For someone buying a solitaire engagement ring, for example, AYAANI lets you focus on finding the right stone weight and design for what you want to spend, rather than accepting a smaller or lower-clarity stone because the budget doesn't stretch far enough.
What to Check Before Buying Any Lab Grown Diamond
Whether you buy from AYAANI or anywhere else, here are the things worth verifying:
Certification matters most. Ask for IGI or GIA certification for any stone. A certificate tells you exactly what you're getting across all four quality parameters. Without it, you're taking the seller's word for quality.
Check the 4Cs against your priorities. Most people find that cut affects appearance most dramatically, a well-cut diamond looks more brilliant even if the clarity is slightly lower. If you're choosing between spending on carat size versus cut quality, cut usually wins on how the stone actually looks.
Ask about hallmarking on the metal. BIS hallmarking is a standard you should expect on any gold jewellery. It's a legal requirement in India and a basic quality assurance on the metal itself.
Understand the return and exchange policy. Reputable brands have clear policies. If a brand is vague about this, that's worth noticing before you commit to a significant purchase.
Ask if the stone is CVD or HPHT grown. Both are genuine lab grown diamonds. CVD (Chemical Vapour Deposition) is more common for jewellery-grade stones today. Neither is inherently better, but knowing which one you're getting is a reasonable thing to understand.
The Bottom Line
Lab grown diamonds are real diamonds that cost significantly less because they are manufactured rather than mined. The quality is not compromised, the same stones, the same grading standards, the same look. What changes is where they come from and how much of your money goes toward the supply chain rather than the stone.
In India right now, that price difference gives buyers a genuine opportunity to own high-quality certified diamond jewellery at prices that weren't realistic even five years ago.
If you're exploring where to start, AYAANI's collection of lab grown diamond jewellery is worth a look, not just for the price point, but for the combination of certified quality, thoughtful design, and honest transparency about what you're buying.
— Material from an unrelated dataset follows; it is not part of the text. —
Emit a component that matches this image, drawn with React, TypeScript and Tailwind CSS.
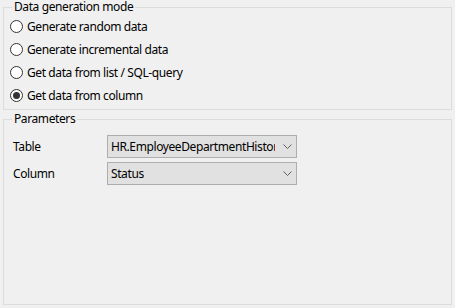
import React from "react";

function Radio({ label, checked }: { label: string; checked?: boolean }) {
  return (
    <div className="h-[23px] flex items-center pl-[6px]">
      <span className="w-[13px] h-[13px] rounded-full border border-[#333333] bg-white flex items-center justify-center shrink-0">
        {checked && <span className="w-[7px] h-[7px] rounded-full bg-[#333333]" />}
      </span>
      <span className="ml-[4px] leading-[15px]">{label}</span>
    </div>
  );
}

function Chevron() {
  return (
    <svg width="9" height="5" viewBox="0 0 9 5" className="shrink-0">
      <path d="M0.5 0.5 L4.5 4.5 L8.5 0.5" fill="none" stroke="#606060" strokeWidth="1" />
    </svg>
  );
}

function Combo({ value }: { value: string }) {
  return (
    <div className="w-[190px] h-[23px] border border-[#adadad] bg-[#e1e1e1] flex items-center pl-[3px] pr-[4px]">
      <span className="w-[164px] overflow-hidden whitespace-nowrap leading-[15px]">{value}</span>
      <span className="flex-1 flex justify-end">
        <Chevron />
      </span>
    </div>
  );
}

export default function App() {
  return (
    <div className="w-[455px] h-[308px] bg-[#f0f0f0] px-[3px] flex flex-col text-[12px] tracking-[-0.4px] text-black font-['Segoe_UI','Noto_Sans',sans-serif]">
      <fieldset className="h-[110px] border border-[#dcdcdc] p-0 m-0 min-w-0">
        <legend className="ml-[8px] px-[2px] leading-[14px]">Data generation mode</legend>
        <div className="mt-[1px] flex flex-col">
          <Radio label="Generate random data" />
          <Radio label="Generate incremental data" />
          <Radio label="Get data from list / SQL-query" />
          <Radio label="Get data from column" checked />
        </div>
      </fieldset>
      <fieldset className="mt-[2px] h-[193px] border border-[#dcdcdc] p-0 m-0 min-w-0">
        <legend className="ml-[8px] px-[2px] leading-[14px]">Parameters</legend>
        <div className="mt-[9px] flex flex-col gap-[4px]">
          <div className="flex items-center">
            <span className="w-[103px] pl-[9px] leading-[15px]">Table</span>
            <Combo value="HR.EmployeeDepartmentHistory" />
          </div>
          <div className="flex items-center">
            <span className="w-[103px] pl-[9px] leading-[15px]">Column</span>
            <Combo value="Status" />
          </div>
        </div>
      </fieldset>
    </div>
  );
}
For anyone who has wanted a diamond piece but found natural diamond prices out of reach, that combination is exactly what the lab grown category was made for.
All price estimates reflect typical market ranges at the time of writing. Actual prices vary based on specific stone grades, metal type, and brand. Always ask for IGI or GIA certification before purchasing.
FAQs
Are lab grown diamonds "real" diamonds?
Yes, by every scientific and gemological definition. The FTC (US Federal Trade Commission) recognises them as real diamonds, and so does the BIS in India.
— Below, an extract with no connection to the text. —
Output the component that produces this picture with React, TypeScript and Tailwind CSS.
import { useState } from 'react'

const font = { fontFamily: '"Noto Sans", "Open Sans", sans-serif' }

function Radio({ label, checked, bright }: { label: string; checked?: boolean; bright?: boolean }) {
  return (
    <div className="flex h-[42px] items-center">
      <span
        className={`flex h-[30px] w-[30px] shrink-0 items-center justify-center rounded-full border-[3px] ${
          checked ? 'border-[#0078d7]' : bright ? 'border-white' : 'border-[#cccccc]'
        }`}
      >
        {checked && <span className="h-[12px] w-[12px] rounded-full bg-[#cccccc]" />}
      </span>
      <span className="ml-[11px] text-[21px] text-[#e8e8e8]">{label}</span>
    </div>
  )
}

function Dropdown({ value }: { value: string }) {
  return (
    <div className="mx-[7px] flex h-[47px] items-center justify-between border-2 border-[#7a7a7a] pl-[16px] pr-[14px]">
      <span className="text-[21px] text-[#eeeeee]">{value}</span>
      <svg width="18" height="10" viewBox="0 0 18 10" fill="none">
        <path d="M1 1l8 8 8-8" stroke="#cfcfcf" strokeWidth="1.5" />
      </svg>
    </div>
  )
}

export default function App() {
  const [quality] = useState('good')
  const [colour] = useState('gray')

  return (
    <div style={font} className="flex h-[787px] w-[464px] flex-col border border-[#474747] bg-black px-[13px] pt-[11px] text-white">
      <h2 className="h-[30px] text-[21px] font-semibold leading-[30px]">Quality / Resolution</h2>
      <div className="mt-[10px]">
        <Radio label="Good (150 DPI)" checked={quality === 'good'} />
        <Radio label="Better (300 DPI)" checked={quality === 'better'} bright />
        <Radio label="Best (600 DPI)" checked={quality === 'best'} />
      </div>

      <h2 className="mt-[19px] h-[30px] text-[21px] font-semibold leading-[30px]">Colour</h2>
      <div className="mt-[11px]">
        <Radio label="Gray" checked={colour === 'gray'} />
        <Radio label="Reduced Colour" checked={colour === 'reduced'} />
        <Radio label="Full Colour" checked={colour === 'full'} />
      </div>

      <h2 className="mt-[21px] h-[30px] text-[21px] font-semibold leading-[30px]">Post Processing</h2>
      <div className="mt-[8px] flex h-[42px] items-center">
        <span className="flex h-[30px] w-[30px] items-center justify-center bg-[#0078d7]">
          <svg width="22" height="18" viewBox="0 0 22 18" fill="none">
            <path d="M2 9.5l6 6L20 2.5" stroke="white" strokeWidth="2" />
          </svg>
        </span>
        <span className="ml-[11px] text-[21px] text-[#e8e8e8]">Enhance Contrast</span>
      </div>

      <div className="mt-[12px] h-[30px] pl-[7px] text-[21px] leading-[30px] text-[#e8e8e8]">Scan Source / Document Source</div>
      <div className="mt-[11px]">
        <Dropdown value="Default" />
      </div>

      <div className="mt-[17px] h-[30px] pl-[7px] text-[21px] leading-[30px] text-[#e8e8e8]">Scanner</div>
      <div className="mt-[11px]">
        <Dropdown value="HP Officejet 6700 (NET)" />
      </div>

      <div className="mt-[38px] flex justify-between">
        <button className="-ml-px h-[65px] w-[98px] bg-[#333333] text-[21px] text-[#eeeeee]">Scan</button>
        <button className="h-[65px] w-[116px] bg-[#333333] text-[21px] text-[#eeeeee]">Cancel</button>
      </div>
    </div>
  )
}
Can a jeweller tell the difference?
Not with standard tools. Specialised equipment designed specifically to identify lab grown stones can distinguish them, but standard diamond testers cannot.
Do lab grown diamonds look different?
No. Side by side with a mined diamond of similar grading, they are visually indistinguishable. Both reflect light the same way, have the same fire and brilliance.
Is the price gap going to change?
It has been widening over the last few years as production scales up globally. Some analysts expect prices to continue to soften, though the pace of that is hard to predict. What's true right now is that the current gap is significant and real.
Are lab grown diamonds ethical?
Lab grown diamonds avoid the environmental and social concerns that have historically surrounded diamond mining, land disturbance, carbon footprint, and questions about labour practices in some mining regions. They're not zero-impact, since manufacturing uses energy, but by most assessments their footprint is considerably lower.